TASK GOAL
Return each line of the data below exactly, omitting any pictures.

MATERIAL
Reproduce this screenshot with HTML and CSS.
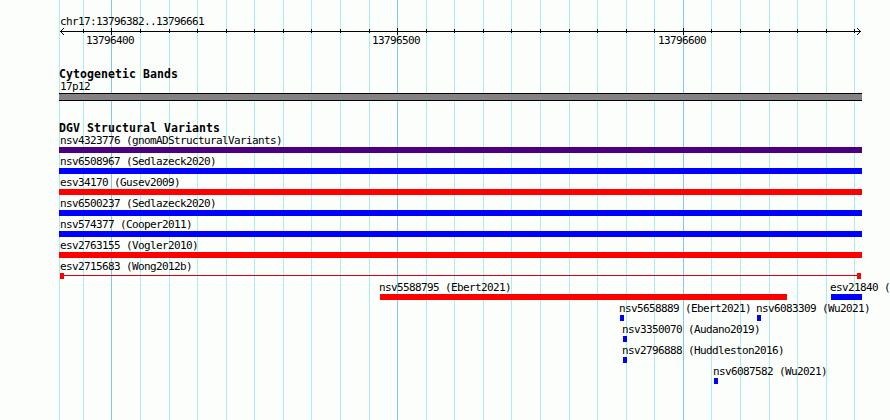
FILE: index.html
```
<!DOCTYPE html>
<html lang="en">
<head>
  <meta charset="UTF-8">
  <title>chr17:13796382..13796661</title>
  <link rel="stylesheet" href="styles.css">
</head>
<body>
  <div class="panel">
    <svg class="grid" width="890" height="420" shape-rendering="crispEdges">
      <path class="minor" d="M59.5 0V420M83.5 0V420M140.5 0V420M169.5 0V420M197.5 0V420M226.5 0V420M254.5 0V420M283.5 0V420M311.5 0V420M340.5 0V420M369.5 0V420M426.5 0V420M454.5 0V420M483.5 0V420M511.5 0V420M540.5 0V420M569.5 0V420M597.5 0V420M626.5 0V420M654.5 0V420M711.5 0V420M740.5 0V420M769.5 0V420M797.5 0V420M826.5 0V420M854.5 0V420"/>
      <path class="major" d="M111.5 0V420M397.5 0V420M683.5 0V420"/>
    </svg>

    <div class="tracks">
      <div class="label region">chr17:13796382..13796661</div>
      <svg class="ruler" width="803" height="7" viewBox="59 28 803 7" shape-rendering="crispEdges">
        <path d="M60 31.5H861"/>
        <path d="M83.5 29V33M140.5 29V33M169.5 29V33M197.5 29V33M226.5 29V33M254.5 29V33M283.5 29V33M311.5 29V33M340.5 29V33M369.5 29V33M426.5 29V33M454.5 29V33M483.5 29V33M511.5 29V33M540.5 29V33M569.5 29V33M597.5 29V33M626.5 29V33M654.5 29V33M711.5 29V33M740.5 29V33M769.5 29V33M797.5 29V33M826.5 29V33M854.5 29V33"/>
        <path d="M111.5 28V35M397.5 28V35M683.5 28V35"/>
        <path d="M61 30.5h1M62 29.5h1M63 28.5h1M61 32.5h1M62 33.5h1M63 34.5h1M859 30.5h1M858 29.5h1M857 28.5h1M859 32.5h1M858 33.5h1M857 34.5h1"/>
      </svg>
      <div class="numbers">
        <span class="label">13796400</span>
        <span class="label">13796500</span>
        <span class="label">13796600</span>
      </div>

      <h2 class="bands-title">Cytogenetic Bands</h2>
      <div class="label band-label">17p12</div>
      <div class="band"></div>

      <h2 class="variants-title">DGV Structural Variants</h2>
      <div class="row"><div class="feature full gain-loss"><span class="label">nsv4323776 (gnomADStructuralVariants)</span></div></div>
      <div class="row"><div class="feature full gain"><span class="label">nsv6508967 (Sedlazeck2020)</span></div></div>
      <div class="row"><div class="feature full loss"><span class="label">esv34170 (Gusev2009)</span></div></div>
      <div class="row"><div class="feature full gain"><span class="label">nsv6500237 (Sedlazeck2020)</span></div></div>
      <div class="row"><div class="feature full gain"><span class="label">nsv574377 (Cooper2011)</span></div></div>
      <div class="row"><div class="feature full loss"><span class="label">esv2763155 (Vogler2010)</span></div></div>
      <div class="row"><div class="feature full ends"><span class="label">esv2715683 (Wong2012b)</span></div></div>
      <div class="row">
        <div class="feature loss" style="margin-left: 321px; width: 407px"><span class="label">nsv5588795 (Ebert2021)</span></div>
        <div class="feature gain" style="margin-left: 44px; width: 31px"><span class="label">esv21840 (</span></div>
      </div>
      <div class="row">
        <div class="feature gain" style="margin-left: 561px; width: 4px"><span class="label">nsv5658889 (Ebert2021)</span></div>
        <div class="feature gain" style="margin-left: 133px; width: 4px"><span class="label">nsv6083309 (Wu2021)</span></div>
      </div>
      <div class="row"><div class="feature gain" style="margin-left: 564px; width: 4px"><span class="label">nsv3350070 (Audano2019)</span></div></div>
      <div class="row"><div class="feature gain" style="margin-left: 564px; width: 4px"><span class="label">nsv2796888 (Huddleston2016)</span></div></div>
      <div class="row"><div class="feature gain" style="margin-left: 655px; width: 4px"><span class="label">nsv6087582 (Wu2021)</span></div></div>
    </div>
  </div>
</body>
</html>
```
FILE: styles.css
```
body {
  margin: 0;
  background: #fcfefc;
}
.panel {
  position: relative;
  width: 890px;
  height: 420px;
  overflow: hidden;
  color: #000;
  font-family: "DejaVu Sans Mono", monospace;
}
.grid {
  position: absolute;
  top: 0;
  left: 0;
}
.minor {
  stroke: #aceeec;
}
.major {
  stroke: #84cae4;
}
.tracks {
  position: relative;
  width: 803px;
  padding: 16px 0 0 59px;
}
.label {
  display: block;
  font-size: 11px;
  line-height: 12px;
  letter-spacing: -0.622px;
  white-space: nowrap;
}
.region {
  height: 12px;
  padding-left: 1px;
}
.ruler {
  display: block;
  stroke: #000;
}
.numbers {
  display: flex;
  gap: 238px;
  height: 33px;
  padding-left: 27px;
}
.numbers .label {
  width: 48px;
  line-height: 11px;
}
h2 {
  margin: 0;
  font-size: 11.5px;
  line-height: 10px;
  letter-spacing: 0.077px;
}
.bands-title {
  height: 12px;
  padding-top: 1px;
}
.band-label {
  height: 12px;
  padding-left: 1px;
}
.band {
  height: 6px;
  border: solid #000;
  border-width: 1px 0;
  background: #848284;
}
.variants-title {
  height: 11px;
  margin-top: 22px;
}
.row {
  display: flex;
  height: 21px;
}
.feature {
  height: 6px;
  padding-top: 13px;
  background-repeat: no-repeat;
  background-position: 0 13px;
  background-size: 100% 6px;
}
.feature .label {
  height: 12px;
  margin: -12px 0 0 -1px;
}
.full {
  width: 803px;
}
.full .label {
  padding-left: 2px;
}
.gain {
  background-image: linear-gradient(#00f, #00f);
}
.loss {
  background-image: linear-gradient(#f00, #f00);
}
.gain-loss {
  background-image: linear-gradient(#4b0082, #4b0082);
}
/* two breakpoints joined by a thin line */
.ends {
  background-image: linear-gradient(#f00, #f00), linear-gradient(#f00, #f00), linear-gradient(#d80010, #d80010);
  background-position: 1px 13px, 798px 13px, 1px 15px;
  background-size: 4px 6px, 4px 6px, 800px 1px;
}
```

EXERCISE SOLUTION
Reproduce this screenshot with HTML and CSS.
FILE: index.html
```
<!DOCTYPE html>
<html lang="en">
<head>
  <meta charset="UTF-8">
  <title>chr17:13796382..13796661</title>
  <link rel="stylesheet" href="styles.css">
</head>
<body>
  <div class="panel">
    <svg class="grid" width="890" height="420" shape-rendering="crispEdges">
      <path class="minor" d="M59.5 0V420M83.5 0V420M140.5 0V420M169.5 0V420M197.5 0V420M226.5 0V420M254.5 0V420M283.5 0V420M311.5 0V420M340.5 0V420M369.5 0V420M426.5 0V420M454.5 0V420M483.5 0V420M511.5 0V420M540.5 0V420M569.5 0V420M597.5 0V420M626.5 0V420M654.5 0V420M711.5 0V420M740.5 0V420M769.5 0V420M797.5 0V420M826.5 0V420M854.5 0V420"/>
      <path class="major" d="M111.5 0V420M397.5 0V420M683.5 0V420"/>
    </svg>

    <div class="tracks">
      <div class="label region">chr17:13796382..13796661</div>
      <svg class="ruler" width="803" height="7" viewBox="59 28 803 7" shape-rendering="crispEdges">
        <path d="M60 31.5H861"/>
        <path d="M83.5 29V33M140.5 29V33M169.5 29V33M197.5 29V33M226.5 29V33M254.5 29V33M283.5 29V33M311.5 29V33M340.5 29V33M369.5 29V33M426.5 29V33M454.5 29V33M483.5 29V33M511.5 29V33M540.5 29V33M569.5 29V33M597.5 29V33M626.5 29V33M654.5 29V33M711.5 29V33M740.5 29V33M769.5 29V33M797.5 29V33M826.5 29V33M854.5 29V33"/>
        <path d="M111.5 28V35M397.5 28V35M683.5 28V35"/>
        <path d="M61 30.5h1M62 29.5h1M63 28.5h1M61 32.5h1M62 33.5h1M63 34.5h1M859 30.5h1M858 29.5h1M857 28.5h1M859 32.5h1M858 33.5h1M857 34.5h1"/>
      </svg>
      <div class="numbers">
        <span class="label">13796400</span>
        <span class="label">13796500</span>
        <span class="label">13796600</span>
      </div>

      <h2 class="bands-title">Cytogenetic Bands</h2>
      <div class="label band-label">17p12</div>
      <div class="band"></div>

      <h2 class="variants-title">DGV Structural Variants</h2>
      <div class="row"><div class="feature full gain-loss"><span class="label">nsv4323776 (gnomADStructuralVariants)</span></div></div>
      <div class="row"><div class="feature full gain"><span class="label">nsv6508967 (Sedlazeck2020)</span></div></div>
      <div class="row"><div class="feature full loss"><span class="label">esv34170 (Gusev2009)</span></div></div>
      <div class="row"><div class="feature full gain"><span class="label">nsv6500237 (Sedlazeck2020)</span></div></div>
      <div class="row"><div class="feature full gain"><span class="label">nsv574377 (Cooper2011)</span></div></div>
      <div class="row"><div class="feature full loss"><span class="label">esv2763155 (Vogler2010)</span></div></div>
      <div class="row"><div class="feature full ends"><span class="label">esv2715683 (Wong2012b)</span></div></div>
      <div class="row">
        <div class="feature loss" style="margin-left: 321px; width: 407px"><span class="label">nsv5588795 (Ebert2021)</span></div>
        <div class="feature gain" style="margin-left: 44px; width: 31px"><span class="label">esv21840 (</span></div>
      </div>
      <div class="row">
        <div class="feature gain" style="margin-left: 561px; width: 4px"><span class="label">nsv5658889 (Ebert2021)</span></div>
        <div class="feature gain" style="margin-left: 133px; width: 4px"><span class="label">nsv6083309 (Wu2021)</span></div>
      </div>
      <div class="row"><div class="feature gain" style="margin-left: 564px; width: 4px"><span class="label">nsv3350070 (Audano2019)</span></div></div>
      <div class="row"><div class="feature gain" style="margin-left: 564px; width: 4px"><span class="label">nsv2796888 (Huddleston2016)</span></div></div>
      <div class="row"><div class="feature gain" style="margin-left: 655px; width: 4px"><span class="label">nsv6087582 (Wu2021)</span></div></div>
    </div>
  </div>
</body>
</html>
```
FILE: styles.css
```
body {
  margin: 0;
  background: #fcfefc;
}
.panel {
  position: relative;
  width: 890px;
  height: 420px;
  overflow: hidden;
  color: #000;
  font-family: "DejaVu Sans Mono", monospace;
}
.grid {
  position: absolute;
  top: 0;
  left: 0;
}
.minor {
  stroke: #aceeec;
}
.major {
  stroke: #84cae4;
}
.tracks {
  position: relative;
  width: 803px;
  padding: 16px 0 0 59px;
}
.label {
  display: block;
  font-size: 11px;
  line-height: 12px;
  letter-spacing: -0.622px;
  white-space: nowrap;
}
.region {
  height: 12px;
  padding-left: 1px;
}
.ruler {
  display: block;
  stroke: #000;
}
.numbers {
  display: flex;
  gap: 238px;
  height: 33px;
  padding-left: 27px;
}
.numbers .label {
  width: 48px;
  line-height: 11px;
}
h2 {
  margin: 0;
  font-size: 11.5px;
  line-height: 10px;
  letter-spacing: 0.077px;
}
.bands-title {
  height: 12px;
  padding-top: 1px;
}
.band-label {
  height: 12px;
  padding-left: 1px;
}
.band {
  height: 6px;
  border: solid #000;
  border-width: 1px 0;
  background: #848284;
}
.variants-title {
  height: 11px;
  margin-top: 22px;
}
.row {
  display: flex;
  height: 21px;
}
.feature {
  height: 6px;
  padding-top: 13px;
  background-repeat: no-repeat;
  background-position: 0 13px;
  background-size: 100% 6px;
}
.feature .label {
  height: 12px;
  margin: -12px 0 0 -1px;
}
.full {
  width: 803px;
}
.full .label {
  padding-left: 2px;
}
.gain {
  background-image: linear-gradient(#00f, #00f);
}
.loss {
  background-image: linear-gradient(#f00, #f00);
}
.gain-loss {
  background-image: linear-gradient(#4b0082, #4b0082);
}
/* two breakpoints joined by a thin line */
.ends {
  background-image: linear-gradient(#f00, #f00), linear-gradient(#f00, #f00), linear-gradient(#d80010, #d80010);
  background-position: 1px 13px, 798px 13px, 1px 15px;
  background-size: 4px 6px, 4px 6px, 800px 1px;
}
```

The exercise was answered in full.